INSTRUCTIONS FOR THE TASK
Your task is to repeat only the lines from the one with "Convert this screenshot" through the one with "progress = 74.7;", exactly as they stand, both ends included.

INPUT RECORDS
====
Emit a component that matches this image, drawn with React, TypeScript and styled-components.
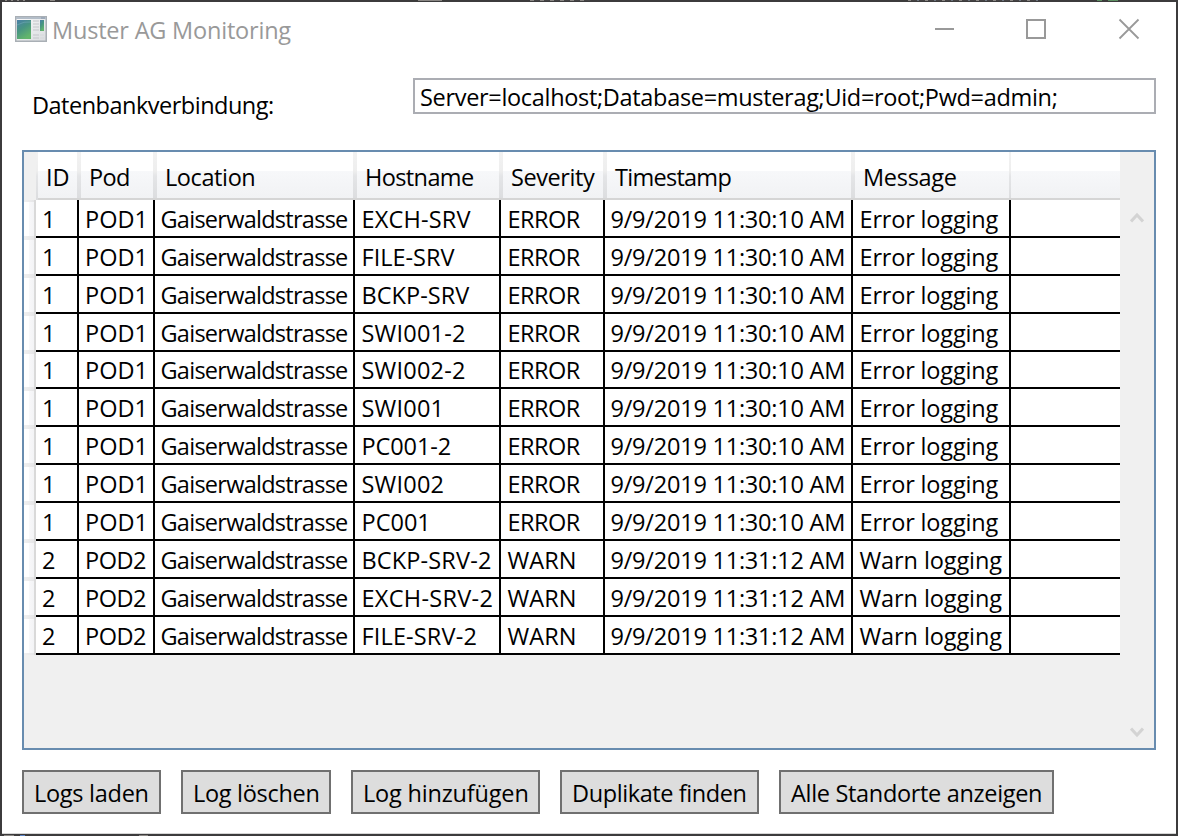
====
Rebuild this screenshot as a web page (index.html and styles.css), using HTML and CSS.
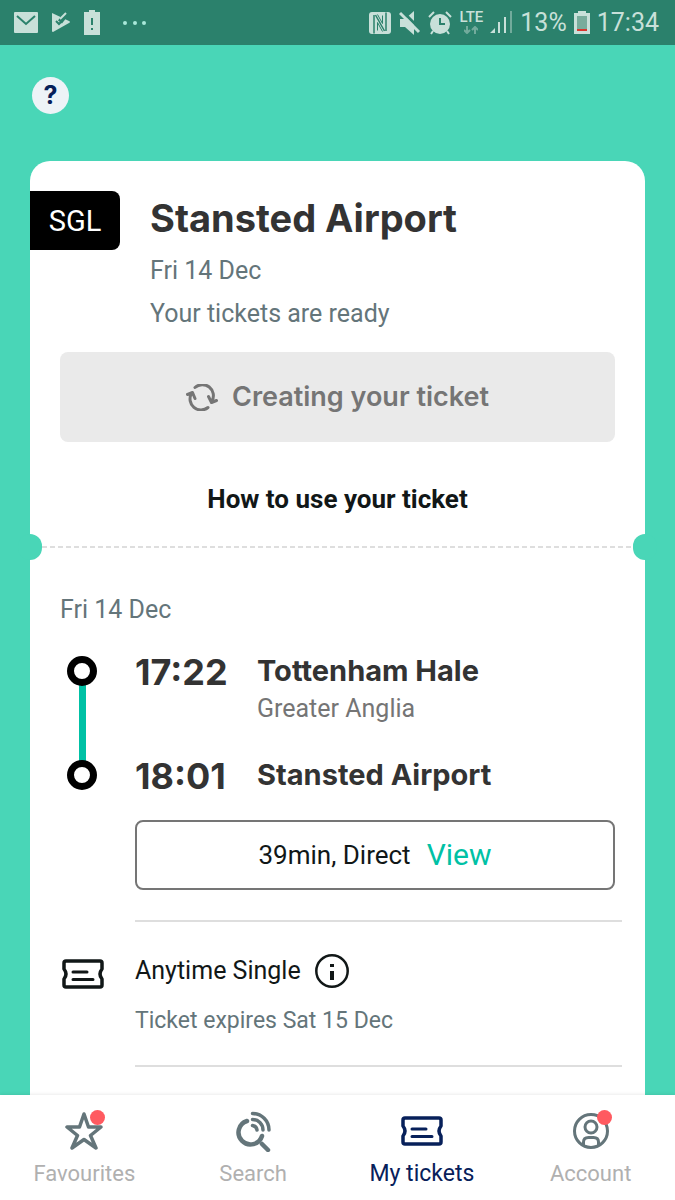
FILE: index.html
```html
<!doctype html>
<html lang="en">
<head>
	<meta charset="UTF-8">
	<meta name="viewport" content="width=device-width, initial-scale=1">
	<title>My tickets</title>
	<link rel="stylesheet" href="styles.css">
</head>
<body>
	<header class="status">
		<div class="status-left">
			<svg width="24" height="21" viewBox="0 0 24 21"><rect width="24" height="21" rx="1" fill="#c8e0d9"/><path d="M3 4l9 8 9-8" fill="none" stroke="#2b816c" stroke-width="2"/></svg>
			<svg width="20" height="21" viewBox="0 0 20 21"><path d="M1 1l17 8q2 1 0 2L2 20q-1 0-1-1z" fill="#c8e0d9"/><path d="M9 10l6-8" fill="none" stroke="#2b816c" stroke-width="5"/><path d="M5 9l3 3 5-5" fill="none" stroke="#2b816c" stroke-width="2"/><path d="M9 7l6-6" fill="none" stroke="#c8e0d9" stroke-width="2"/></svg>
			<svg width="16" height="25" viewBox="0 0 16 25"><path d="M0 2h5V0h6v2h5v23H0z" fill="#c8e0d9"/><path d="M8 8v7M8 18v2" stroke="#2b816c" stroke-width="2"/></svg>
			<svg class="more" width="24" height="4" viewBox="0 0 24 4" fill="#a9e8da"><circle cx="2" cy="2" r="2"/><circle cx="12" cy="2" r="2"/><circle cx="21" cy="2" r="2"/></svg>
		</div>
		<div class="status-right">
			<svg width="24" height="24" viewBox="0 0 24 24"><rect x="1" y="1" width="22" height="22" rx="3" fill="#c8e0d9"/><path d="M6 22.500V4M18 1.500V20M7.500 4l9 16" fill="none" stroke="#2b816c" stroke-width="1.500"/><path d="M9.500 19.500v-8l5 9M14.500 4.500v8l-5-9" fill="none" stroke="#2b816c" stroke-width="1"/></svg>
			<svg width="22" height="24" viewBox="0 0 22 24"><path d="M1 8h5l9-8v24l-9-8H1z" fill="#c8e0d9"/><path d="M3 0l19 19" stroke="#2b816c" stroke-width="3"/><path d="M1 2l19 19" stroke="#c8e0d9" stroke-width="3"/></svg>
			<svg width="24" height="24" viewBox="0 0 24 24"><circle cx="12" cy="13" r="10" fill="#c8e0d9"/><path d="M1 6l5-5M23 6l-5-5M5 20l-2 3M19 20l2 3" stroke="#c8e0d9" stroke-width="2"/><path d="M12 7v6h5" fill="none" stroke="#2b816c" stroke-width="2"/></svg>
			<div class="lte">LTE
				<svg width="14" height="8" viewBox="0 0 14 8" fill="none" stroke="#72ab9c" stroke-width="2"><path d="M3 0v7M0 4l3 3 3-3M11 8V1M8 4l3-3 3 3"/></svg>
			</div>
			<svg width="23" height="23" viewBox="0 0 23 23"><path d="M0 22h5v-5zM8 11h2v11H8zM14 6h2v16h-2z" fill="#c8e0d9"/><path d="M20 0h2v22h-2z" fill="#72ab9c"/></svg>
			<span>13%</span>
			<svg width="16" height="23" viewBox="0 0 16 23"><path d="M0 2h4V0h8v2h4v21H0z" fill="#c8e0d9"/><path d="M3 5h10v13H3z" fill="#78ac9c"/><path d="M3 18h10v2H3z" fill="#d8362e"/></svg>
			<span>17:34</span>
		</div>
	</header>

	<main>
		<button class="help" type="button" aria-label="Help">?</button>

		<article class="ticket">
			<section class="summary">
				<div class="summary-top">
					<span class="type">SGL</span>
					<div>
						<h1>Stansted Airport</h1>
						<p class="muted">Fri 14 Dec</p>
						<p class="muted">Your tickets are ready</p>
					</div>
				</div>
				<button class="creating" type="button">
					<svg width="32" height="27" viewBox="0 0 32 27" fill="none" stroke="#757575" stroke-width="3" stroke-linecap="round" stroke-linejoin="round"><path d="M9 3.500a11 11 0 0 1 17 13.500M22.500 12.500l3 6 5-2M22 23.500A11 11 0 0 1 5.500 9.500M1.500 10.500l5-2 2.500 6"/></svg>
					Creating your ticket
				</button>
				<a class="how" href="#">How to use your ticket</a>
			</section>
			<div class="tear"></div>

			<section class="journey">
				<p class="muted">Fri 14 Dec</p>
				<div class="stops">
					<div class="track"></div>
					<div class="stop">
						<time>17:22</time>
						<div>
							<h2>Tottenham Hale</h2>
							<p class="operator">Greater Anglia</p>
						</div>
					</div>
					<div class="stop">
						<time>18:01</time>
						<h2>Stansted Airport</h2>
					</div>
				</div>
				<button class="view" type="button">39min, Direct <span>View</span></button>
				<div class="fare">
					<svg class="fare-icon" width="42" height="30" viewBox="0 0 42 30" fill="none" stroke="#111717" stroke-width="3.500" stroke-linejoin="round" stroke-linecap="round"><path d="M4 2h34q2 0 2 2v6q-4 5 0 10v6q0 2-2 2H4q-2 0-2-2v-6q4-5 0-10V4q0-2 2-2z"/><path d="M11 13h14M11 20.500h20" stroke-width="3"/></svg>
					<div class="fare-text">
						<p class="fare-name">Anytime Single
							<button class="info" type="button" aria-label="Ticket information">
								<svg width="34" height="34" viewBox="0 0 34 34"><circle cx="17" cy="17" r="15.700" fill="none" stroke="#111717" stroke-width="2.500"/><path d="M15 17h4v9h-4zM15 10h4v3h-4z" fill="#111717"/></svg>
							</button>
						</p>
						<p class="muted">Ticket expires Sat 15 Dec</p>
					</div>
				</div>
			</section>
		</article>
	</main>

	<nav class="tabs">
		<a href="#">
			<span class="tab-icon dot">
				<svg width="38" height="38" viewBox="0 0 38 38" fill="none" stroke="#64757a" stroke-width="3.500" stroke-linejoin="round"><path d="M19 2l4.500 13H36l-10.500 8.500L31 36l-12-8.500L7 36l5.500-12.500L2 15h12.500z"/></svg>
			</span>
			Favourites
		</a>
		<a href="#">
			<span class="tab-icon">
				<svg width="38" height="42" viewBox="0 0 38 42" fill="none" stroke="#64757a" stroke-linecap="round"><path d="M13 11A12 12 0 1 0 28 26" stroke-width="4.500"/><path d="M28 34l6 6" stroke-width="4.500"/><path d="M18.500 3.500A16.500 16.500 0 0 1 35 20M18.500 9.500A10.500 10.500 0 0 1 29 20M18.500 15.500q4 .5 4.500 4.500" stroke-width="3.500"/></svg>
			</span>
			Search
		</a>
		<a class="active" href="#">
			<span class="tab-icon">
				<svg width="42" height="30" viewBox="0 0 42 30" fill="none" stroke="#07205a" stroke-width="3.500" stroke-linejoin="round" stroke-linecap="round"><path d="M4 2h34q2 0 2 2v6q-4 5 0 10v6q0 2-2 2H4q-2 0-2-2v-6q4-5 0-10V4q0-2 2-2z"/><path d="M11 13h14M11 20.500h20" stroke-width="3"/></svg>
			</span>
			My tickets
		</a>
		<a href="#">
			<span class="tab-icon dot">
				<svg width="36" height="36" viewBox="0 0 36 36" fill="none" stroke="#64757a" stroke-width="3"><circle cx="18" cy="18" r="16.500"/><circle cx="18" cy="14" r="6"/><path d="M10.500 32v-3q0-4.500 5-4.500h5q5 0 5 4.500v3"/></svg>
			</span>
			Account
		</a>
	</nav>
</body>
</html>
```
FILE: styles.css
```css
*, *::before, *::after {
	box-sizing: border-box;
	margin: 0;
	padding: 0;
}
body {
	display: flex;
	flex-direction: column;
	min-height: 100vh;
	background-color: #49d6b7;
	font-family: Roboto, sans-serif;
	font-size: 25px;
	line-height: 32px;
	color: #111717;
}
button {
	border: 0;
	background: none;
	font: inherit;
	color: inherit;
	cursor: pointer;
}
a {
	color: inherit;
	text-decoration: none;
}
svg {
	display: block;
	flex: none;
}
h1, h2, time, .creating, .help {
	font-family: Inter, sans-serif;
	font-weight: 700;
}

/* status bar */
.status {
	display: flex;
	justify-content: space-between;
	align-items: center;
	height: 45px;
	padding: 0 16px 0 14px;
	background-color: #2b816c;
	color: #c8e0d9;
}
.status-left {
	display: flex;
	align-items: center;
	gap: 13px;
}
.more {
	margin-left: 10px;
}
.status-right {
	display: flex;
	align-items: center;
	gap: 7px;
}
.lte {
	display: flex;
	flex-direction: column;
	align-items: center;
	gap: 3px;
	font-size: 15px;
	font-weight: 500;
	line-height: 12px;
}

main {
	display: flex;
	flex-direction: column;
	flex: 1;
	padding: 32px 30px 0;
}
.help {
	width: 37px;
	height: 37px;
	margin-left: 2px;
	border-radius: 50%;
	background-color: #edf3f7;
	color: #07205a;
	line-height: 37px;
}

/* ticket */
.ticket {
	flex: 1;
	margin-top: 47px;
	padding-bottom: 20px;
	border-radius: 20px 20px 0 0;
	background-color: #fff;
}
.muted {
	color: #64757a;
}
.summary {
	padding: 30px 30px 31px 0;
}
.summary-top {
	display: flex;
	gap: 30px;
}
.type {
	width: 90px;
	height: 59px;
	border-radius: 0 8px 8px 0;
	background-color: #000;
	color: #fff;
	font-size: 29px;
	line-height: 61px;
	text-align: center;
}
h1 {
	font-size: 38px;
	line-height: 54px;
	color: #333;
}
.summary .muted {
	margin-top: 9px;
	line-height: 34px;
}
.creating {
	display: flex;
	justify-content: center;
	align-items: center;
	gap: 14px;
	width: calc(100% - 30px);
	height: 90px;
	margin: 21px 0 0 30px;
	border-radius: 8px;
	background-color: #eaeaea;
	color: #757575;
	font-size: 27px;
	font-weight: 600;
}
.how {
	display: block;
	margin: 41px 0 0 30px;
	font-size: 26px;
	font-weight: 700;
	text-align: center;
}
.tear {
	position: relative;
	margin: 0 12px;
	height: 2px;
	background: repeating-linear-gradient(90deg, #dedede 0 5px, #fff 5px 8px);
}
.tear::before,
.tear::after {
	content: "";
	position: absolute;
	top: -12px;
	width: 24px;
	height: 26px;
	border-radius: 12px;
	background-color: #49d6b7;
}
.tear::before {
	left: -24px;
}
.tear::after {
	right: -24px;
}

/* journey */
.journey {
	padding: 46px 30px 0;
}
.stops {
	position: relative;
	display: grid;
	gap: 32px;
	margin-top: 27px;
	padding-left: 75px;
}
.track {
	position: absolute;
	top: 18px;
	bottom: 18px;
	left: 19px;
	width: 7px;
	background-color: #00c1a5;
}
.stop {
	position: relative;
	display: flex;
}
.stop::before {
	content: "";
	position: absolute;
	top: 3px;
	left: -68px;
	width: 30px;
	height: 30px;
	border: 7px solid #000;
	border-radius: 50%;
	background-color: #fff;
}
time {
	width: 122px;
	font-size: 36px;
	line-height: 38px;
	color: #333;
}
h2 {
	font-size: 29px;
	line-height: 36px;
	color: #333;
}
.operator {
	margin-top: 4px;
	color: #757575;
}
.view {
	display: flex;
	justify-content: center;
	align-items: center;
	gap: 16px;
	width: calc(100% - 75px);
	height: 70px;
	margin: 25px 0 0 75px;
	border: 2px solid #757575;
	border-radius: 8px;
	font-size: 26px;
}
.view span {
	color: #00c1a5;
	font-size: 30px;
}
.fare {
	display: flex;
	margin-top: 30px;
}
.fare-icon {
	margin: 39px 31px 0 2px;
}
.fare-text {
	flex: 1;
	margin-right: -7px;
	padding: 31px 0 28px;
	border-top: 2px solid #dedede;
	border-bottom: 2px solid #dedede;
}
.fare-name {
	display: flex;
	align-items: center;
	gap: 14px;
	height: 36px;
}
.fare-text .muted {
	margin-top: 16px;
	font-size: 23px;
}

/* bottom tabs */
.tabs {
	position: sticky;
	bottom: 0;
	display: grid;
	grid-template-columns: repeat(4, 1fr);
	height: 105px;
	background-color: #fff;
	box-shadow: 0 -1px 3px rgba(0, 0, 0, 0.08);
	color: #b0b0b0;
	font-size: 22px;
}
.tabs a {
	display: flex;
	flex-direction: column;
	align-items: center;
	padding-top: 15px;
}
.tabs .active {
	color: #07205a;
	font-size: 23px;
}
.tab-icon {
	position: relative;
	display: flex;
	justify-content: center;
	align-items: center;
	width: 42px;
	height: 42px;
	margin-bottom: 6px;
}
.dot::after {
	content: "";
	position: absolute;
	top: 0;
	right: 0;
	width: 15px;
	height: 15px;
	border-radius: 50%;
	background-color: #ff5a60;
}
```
====
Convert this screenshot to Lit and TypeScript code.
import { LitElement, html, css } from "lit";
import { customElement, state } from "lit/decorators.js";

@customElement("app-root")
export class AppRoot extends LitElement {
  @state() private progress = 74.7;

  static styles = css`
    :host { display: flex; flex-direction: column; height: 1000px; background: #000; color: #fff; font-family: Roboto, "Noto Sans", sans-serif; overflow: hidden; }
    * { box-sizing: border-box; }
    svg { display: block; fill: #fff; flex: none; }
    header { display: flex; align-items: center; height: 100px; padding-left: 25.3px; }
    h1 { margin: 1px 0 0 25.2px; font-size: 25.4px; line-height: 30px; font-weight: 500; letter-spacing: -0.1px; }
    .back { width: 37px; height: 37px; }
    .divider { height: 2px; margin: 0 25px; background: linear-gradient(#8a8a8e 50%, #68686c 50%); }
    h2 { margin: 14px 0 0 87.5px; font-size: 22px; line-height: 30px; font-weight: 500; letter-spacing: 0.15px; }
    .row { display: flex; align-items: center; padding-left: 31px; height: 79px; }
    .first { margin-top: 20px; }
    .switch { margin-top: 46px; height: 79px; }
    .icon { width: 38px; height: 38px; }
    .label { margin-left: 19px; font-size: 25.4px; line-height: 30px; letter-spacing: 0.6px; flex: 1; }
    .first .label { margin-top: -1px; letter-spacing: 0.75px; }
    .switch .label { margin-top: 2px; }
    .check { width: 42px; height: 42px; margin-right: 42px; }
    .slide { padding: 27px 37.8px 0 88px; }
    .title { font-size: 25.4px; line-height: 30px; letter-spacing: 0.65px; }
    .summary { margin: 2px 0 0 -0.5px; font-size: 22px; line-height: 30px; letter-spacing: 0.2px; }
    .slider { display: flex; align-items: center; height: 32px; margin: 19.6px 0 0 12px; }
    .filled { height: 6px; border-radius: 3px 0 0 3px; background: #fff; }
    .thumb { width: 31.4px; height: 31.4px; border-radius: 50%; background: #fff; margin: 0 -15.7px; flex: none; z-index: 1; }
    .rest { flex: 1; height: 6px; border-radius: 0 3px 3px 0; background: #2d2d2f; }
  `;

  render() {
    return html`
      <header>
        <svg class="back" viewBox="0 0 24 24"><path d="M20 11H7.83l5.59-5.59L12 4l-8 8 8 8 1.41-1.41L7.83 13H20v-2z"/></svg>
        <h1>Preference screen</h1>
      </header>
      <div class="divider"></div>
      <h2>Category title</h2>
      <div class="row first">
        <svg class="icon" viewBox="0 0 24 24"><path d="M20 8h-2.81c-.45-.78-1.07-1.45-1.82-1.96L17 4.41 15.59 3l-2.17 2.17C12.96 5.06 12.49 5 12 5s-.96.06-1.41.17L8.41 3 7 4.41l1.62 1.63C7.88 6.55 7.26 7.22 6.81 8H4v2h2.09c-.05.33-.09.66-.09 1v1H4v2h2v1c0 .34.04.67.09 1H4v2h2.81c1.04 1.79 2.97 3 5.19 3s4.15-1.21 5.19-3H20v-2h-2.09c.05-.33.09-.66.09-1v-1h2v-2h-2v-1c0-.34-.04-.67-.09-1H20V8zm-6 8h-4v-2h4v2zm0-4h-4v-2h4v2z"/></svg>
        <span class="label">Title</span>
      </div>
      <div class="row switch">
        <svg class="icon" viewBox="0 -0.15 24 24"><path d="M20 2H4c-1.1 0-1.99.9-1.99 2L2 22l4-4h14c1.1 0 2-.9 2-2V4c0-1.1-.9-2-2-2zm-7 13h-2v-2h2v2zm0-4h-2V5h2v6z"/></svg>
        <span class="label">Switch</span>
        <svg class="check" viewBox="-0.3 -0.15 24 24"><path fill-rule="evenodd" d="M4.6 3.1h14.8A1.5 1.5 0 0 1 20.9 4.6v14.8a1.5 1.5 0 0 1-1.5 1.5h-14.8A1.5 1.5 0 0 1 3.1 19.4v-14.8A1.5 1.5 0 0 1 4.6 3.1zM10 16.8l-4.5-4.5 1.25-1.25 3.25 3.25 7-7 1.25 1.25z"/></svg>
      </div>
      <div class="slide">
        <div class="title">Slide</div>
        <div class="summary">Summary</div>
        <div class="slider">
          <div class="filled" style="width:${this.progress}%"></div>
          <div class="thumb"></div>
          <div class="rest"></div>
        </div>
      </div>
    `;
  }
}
====
ANSWER
Convert this screenshot to Lit and TypeScript code.
import { LitElement, html, css } from "lit";
import { customElement, state } from "lit/decorators.js";

@customElement("app-root")
export class AppRoot extends LitElement {
  @state() private progress = 74.7;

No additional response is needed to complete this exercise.